- _Source excerpt_
== == ==

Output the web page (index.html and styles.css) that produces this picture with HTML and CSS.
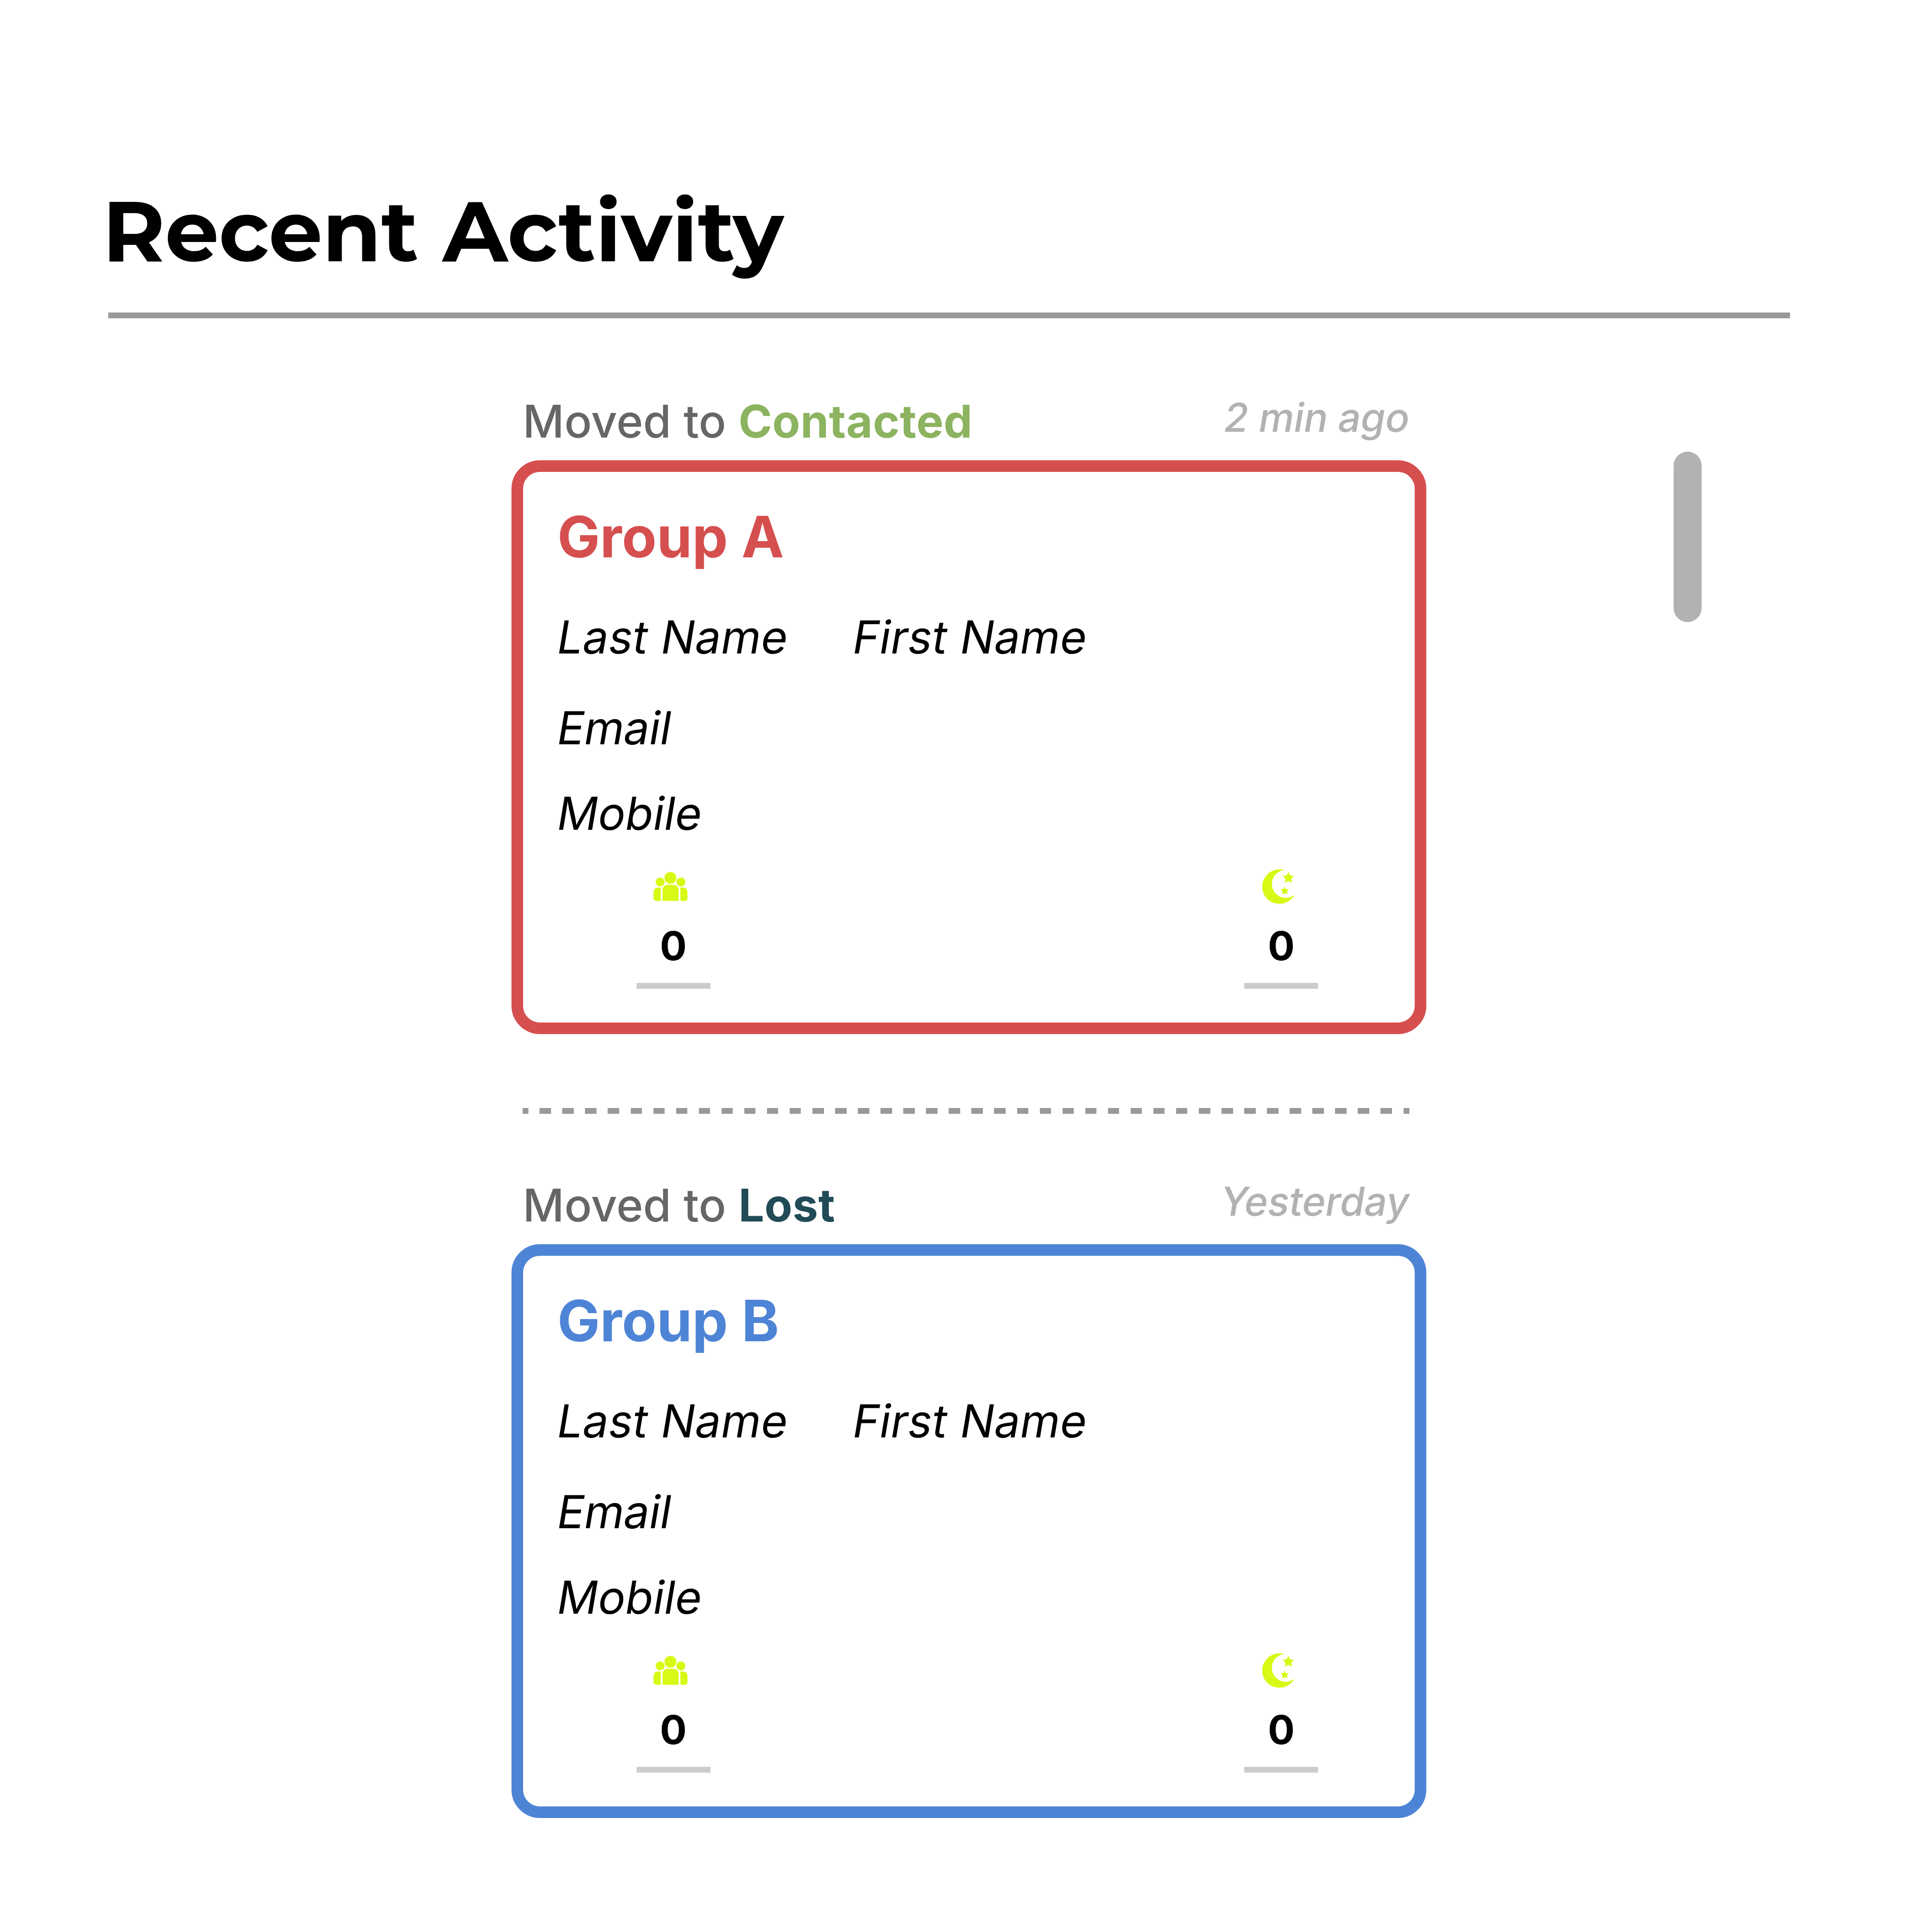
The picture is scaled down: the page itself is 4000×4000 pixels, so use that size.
FILE: index.html
```html
<!DOCTYPE html>
<html lang="en">
<head>
<meta charset="utf-8">
<title>Recent Activity</title>
<link rel="stylesheet" href="styles.css">
</head>
<body>
<svg class="sprite" aria-hidden="true">
  <symbol id="people" viewBox="0 0 212 212">
    <circle cx="105.5" cy="52.5" r="37"/>
    <circle cx="41.5" cy="78" r="28"/>
    <circle cx="170.5" cy="78" r="28"/>
    <path d="M86 96h40a30 30 0 0 1 30 30v65a5 5 0 0 1-5 5H61a5 5 0 0 1-5-5v-65a30 30 0 0 1 30-30z"/>
    <path d="M28 113h19q-2 5-2 12v71H17a17 17 0 0 1-17-17v-38a28 28 0 0 1 28-28z"/>
    <path d="M184 113h-19q2 5 2 12v71h28a17 17 0 0 0 17-17v-38a28 28 0 0 0-28-28z"/>
  </symbol>
  <symbol id="moon" viewBox="0 0 212 212" overflow="visible">
    <path d="M139.700 4.500A107 107 0 1 0 204.700 157.500A86.500 86.500 0 1 1 139.700 4.500z"/>
    <g stroke="#d8f915" stroke-width="3" stroke-linejoin="round">
      <path d="M166.700 18.500L176.500 38.500L199 41L183 58.500L187 80.500L166.700 71L146.500 80.500L150 58.500L134.500 41L157 38.500z"/>
      <path d="M143.700 110L151 124.500L167 127L156 138.500L158.500 152.500L143.700 147L129 152.500L131.500 138.500L120.500 127L136.500 124.500z"/>
    </g>
  </symbol>
</svg>
<main class="page">
  <h1 class="title">Recent Activity</h1>
  <div class="body">
    <section class="feed">
      <article class="entry entry-a">
        <header class="entry-head">
          <p class="move">Moved to <strong class="stage stage-contacted">Contacted</strong></p>
          <time class="when">2 min ago</time>
        </header>
        <div class="card">
          <h2 class="group">Group A</h2>
          <div class="names"><span class="last slanted">Last Name</span><span class="first slanted">First Name</span></div>
          <p class="email slanted">Email</p>
          <p class="mobile slanted">Mobile</p>
          <div class="stats">
            <div class="stat"><svg class="icon"><use href="#people"/></svg><span class="count">0</span></div>
            <div class="stat"><svg class="icon"><use href="#moon"/></svg><span class="count">0</span></div>
          </div>
        </div>
      </article>
      <div class="divider"></div>
      <article class="entry entry-b">
        <header class="entry-head">
          <p class="move">Moved to <strong class="stage stage-lost">Lost</strong></p>
          <time class="when">Yesterday</time>
        </header>
        <div class="card">
          <h2 class="group">Group B</h2>
          <div class="names"><span class="last slanted">Last Name</span><span class="first slanted">First Name</span></div>
          <p class="email slanted">Email</p>
          <p class="mobile slanted">Mobile</p>
          <div class="stats">
            <div class="stat"><svg class="icon"><use href="#people"/></svg><span class="count">0</span></div>
            <div class="stat"><svg class="icon"><use href="#moon"/></svg><span class="count">0</span></div>
          </div>
        </div>
      </article>
    </section>
    <div class="scroll-thumb"></div>
  </div>
</main>
</body>
</html>
```
FILE: styles.css
```css
:root {
  --u: calc(4000px / 340);
}

* {
  box-sizing: border-box;
  margin: 0;
  padding: 0;
}

body {
  background: #fff;
  color: #000;
  font-family: Inter, "Liberation Sans", sans-serif;
}

.sprite {
  position: absolute;
  width: 0;
  height: 0;
}

.page {
  width: 4000px;
  height: 4000px;
  padding: 372.4px calc(25 * var(--u)) 0 calc(19 * var(--u));
  overflow: hidden;
}

.title {
  height: 286.6px;
  border-bottom: 12px solid #999;
  font: 700 calc(15 * var(--u)) / calc(18 * var(--u)) Montserrat, Inter, sans-serif;
  text-indent: -11.5px;
}

.body {
  display: flex;
  align-items: flex-start;
  padding: 146.4px 0 0 calc(71 * var(--u));
}

.feed {
  width: calc(161 * var(--u));
}

.entry-a {
  --accent: #d64f4f;
}

.entry-b {
  --accent: #4e84d6;
}

.entry-head {
  display: flex;
  justify-content: space-between;
  align-items: flex-start;
  height: 147.6px;
  padding: 0 calc(3 * var(--u)) 0 calc(2 * var(--u));
  line-height: calc(10 * var(--u));
  white-space: nowrap;
}

.move {
  margin-top: 8.6px;
  color: #666;
  font-size: calc(8 * var(--u));
  font-weight: 500;
  letter-spacing: 0.2px;
}

.stage {
  font-weight: 700;
  letter-spacing: 0.55px;
}

.stage-contacted {
  color: #8cb35f;
}

.stage-lost {
  color: #204b57;
}

.when {
  margin: 0.8px 4px 0 0;
  color: #b2b2b2;
  font-size: calc(7 * var(--u));
  font-weight: 500;
  letter-spacing: -0.2px;
  transform: skewX(-9.4deg);
  transform-origin: 0 88.8px;
}

.card {
  height: calc(101 * var(--u));
  padding: 63.6px 0 0 70.1px;
  border: 24px solid var(--accent);
  border-radius: calc(5 * var(--u));
  font-size: calc(8 * var(--u));
  line-height: calc(10 * var(--u));
}

.slanted {
  transform: translateX(-4px) skewX(-9.4deg);
  transform-origin: 0 93px;
}

.group {
  margin-left: 1px;
  color: var(--accent);
  font-size: calc(10 * var(--u));
  font-weight: 700;
  letter-spacing: 0.1px;
  line-height: calc(12 * var(--u));
}

.names {
  display: flex;
  margin-top: 78.9px;
}

.last {
  width: calc(52 * var(--u));
  letter-spacing: 0.4px;
}

.first {
  letter-spacing: 0.3px;
}

.email {
  margin-top: 70.7px;
  letter-spacing: -0.3px;
}

.mobile {
  margin-top: 59px;
}

.stats {
  display: flex;
  gap: calc(94 * var(--u));
  margin: 56.4px 0 0 calc(14 * var(--u));
}

.stat {
  width: calc(13 * var(--u));
  height: 247.6px;
  border-bottom: 12px solid #ccc;
}

.icon {
  display: block;
  width: calc(6 * var(--u));
  height: calc(6 * var(--u));
  margin-left: 35.7px;
  fill: #d8f915;
  overflow: visible;
}

.count {
  display: block;
  margin-top: 30px;
  font-size: calc(7 * var(--u));
  font-weight: 700;
  text-align: center;
}

.divider {
  width: calc(156 * var(--u));
  height: var(--u);
  margin: calc(13 * var(--u)) 0 122.6px calc(2 * var(--u));
  background: repeating-linear-gradient(90deg, #999 0 var(--u), transparent var(--u) calc(3 * var(--u)), #999 calc(3 * var(--u)) calc(4 * var(--u)));
}

.scroll-thumb {
  width: calc(5 * var(--u));
  height: calc(30 * var(--u));
  margin: 129.9px 0 0 511.6px;
  border-radius: calc(2.5 * var(--u));
  background: #b2b2b2;
}
```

== == ==

- _Directions_
Copy the listing in full and without alteration, omitting every picture.

- _Reply_
Output the web page (index.html and styles.css) that produces this picture with HTML and CSS.
The picture is scaled down: the page itself is 4000×4000 pixels, so use that size.
FILE: index.html
```html
<!DOCTYPE html>
<html lang="en">
<head>
<meta charset="utf-8">
<title>Recent Activity</title>
<link rel="stylesheet" href="styles.css">
</head>
<body>
<svg class="sprite" aria-hidden="true">
  <symbol id="people" viewBox="0 0 212 212">
    <circle cx="105.5" cy="52.5" r="37"/>
    <circle cx="41.5" cy="78" r="28"/>
    <circle cx="170.5" cy="78" r="28"/>
    <path d="M86 96h40a30 30 0 0 1 30 30v65a5 5 0 0 1-5 5H61a5 5 0 0 1-5-5v-65a30 30 0 0 1 30-30z"/>
    <path d="M28 113h19q-2 5-2 12v71H17a17 17 0 0 1-17-17v-38a28 28 0 0 1 28-28z"/>
    <path d="M184 113h-19q2 5 2 12v71h28a17 17 0 0 0 17-17v-38a28 28 0 0 0-28-28z"/>
  </symbol>
  <symbol id="moon" viewBox="0 0 212 212" overflow="visible">
    <path d="M139.700 4.500A107 107 0 1 0 204.700 157.500A86.500 86.500 0 1 1 139.700 4.500z"/>
    <g stroke="#d8f915" stroke-width="3" stroke-linejoin="round">
      <path d="M166.700 18.500L176.500 38.500L199 41L183 58.500L187 80.500L166.700 71L146.500 80.500L150 58.500L134.500 41L157 38.500z"/>
      <path d="M143.700 110L151 124.500L167 127L156 138.500L158.500 152.500L143.700 147L129 152.500L131.500 138.500L120.500 127L136.500 124.500z"/>
    </g>
  </symbol>
</svg>
<main class="page">
  <h1 class="title">Recent Activity</h1>
  <div class="body">
    <section class="feed">
      <article class="entry entry-a">
        <header class="entry-head">
          <p class="move">Moved to <strong class="stage stage-contacted">Contacted</strong></p>
          <time class="when">2 min ago</time>
        </header>
        <div class="card">
          <h2 class="group">Group A</h2>
          <div class="names"><span class="last slanted">Last Name</span><span class="first slanted">First Name</span></div>
          <p class="email slanted">Email</p>
          <p class="mobile slanted">Mobile</p>
          <div class="stats">
            <div class="stat"><svg class="icon"><use href="#people"/></svg><span class="count">0</span></div>
            <div class="stat"><svg class="icon"><use href="#moon"/></svg><span class="count">0</span></div>
          </div>
        </div>
      </article>
      <div class="divider"></div>
      <article class="entry entry-b">
        <header class="entry-head">
          <p class="move">Moved to <strong class="stage stage-lost">Lost</strong></p>
          <time class="when">Yesterday</time>
        </header>
        <div class="card">
          <h2 class="group">Group B</h2>
          <div class="names"><span class="last slanted">Last Name</span><span class="first slanted">First Name</span></div>
          <p class="email slanted">Email</p>
          <p class="mobile slanted">Mobile</p>
          <div class="stats">
            <div class="stat"><svg class="icon"><use href="#people"/></svg><span class="count">0</span></div>
            <div class="stat"><svg class="icon"><use href="#moon"/></svg><span class="count">0</span></div>
          </div>
        </div>
      </article>
    </section>
    <div class="scroll-thumb"></div>
  </div>
</main>
</body>
</html>
```
FILE: styles.css
```css
:root {
  --u: calc(4000px / 340);
}

* {
  box-sizing: border-box;
  margin: 0;
  padding: 0;
}

body {
  background: #fff;
  color: #000;
  font-family: Inter, "Liberation Sans", sans-serif;
}

.sprite {
  position: absolute;
  width: 0;
  height: 0;
}

.page {
  width: 4000px;
  height: 4000px;
  padding: 372.4px calc(25 * var(--u)) 0 calc(19 * var(--u));
  overflow: hidden;
}

.title {
  height: 286.6px;
  border-bottom: 12px solid #999;
  font: 700 calc(15 * var(--u)) / calc(18 * var(--u)) Montserrat, Inter, sans-serif;
  text-indent: -11.5px;
}

.body {
  display: flex;
  align-items: flex-start;
  padding: 146.4px 0 0 calc(71 * var(--u));
}

.feed {
  width: calc(161 * var(--u));
}

.entry-a {
  --accent: #d64f4f;
}

.entry-b {
  --accent: #4e84d6;
}

.entry-head {
  display: flex;
  justify-content: space-between;
  align-items: flex-start;
  height: 147.6px;
  padding: 0 calc(3 * var(--u)) 0 calc(2 * var(--u));
  line-height: calc(10 * var(--u));
  white-space: nowrap;
}

.move {
  margin-top: 8.6px;
  color: #666;
  font-size: calc(8 * var(--u));
  font-weight: 500;
  letter-spacing: 0.2px;
}

.stage {
  font-weight: 700;
  letter-spacing: 0.55px;
}

.stage-contacted {
  color: #8cb35f;
}

.stage-lost {
  color: #204b57;
}

.when {
  margin: 0.8px 4px 0 0;
  color: #b2b2b2;
  font-size: calc(7 * var(--u));
  font-weight: 500;
  letter-spacing: -0.2px;
  transform: skewX(-9.4deg);
  transform-origin: 0 88.8px;
}

.card {
  height: calc(101 * var(--u));
  padding: 63.6px 0 0 70.1px;
  border: 24px solid var(--accent);
  border-radius: calc(5 * var(--u));
  font-size: calc(8 * var(--u));
  line-height: calc(10 * var(--u));
}

.slanted {
  transform: translateX(-4px) skewX(-9.4deg);
  transform-origin: 0 93px;
}

.group {
  margin-left: 1px;
  color: var(--accent);
  font-size: calc(10 * var(--u));
  font-weight: 700;
  letter-spacing: 0.1px;
  line-height: calc(12 * var(--u));
}

.names {
  display: flex;
  margin-top: 78.9px;
}

.last {
  width: calc(52 * var(--u));
  letter-spacing: 0.4px;
}

.first {
  letter-spacing: 0.3px;
}

.email {
  margin-top: 70.7px;
  letter-spacing: -0.3px;
}

.mobile {
  margin-top: 59px;
}

.stats {
  display: flex;
  gap: calc(94 * var(--u));
  margin: 56.4px 0 0 calc(14 * var(--u));
}

.stat {
  width: calc(13 * var(--u));
  height: 247.6px;
  border-bottom: 12px solid #ccc;
}

.icon {
  display: block;
  width: calc(6 * var(--u));
  height: calc(6 * var(--u));
  margin-left: 35.7px;
  fill: #d8f915;
  overflow: visible;
}

.count {
  display: block;
  margin-top: 30px;
  font-size: calc(7 * var(--u));
  font-weight: 700;
  text-align: center;
}

.divider {
  width: calc(156 * var(--u));
  height: var(--u);
  margin: calc(13 * var(--u)) 0 122.6px calc(2 * var(--u));
  background: repeating-linear-gradient(90deg, #999 0 var(--u), transparent var(--u) calc(3 * var(--u)), #999 calc(3 * var(--u)) calc(4 * var(--u)));
}

.scroll-thumb {
  width: calc(5 * var(--u));
  height: calc(30 * var(--u));
  margin: 129.9px 0 0 511.6px;
  border-radius: calc(2.5 * var(--u));
  background: #b2b2b2;
}
```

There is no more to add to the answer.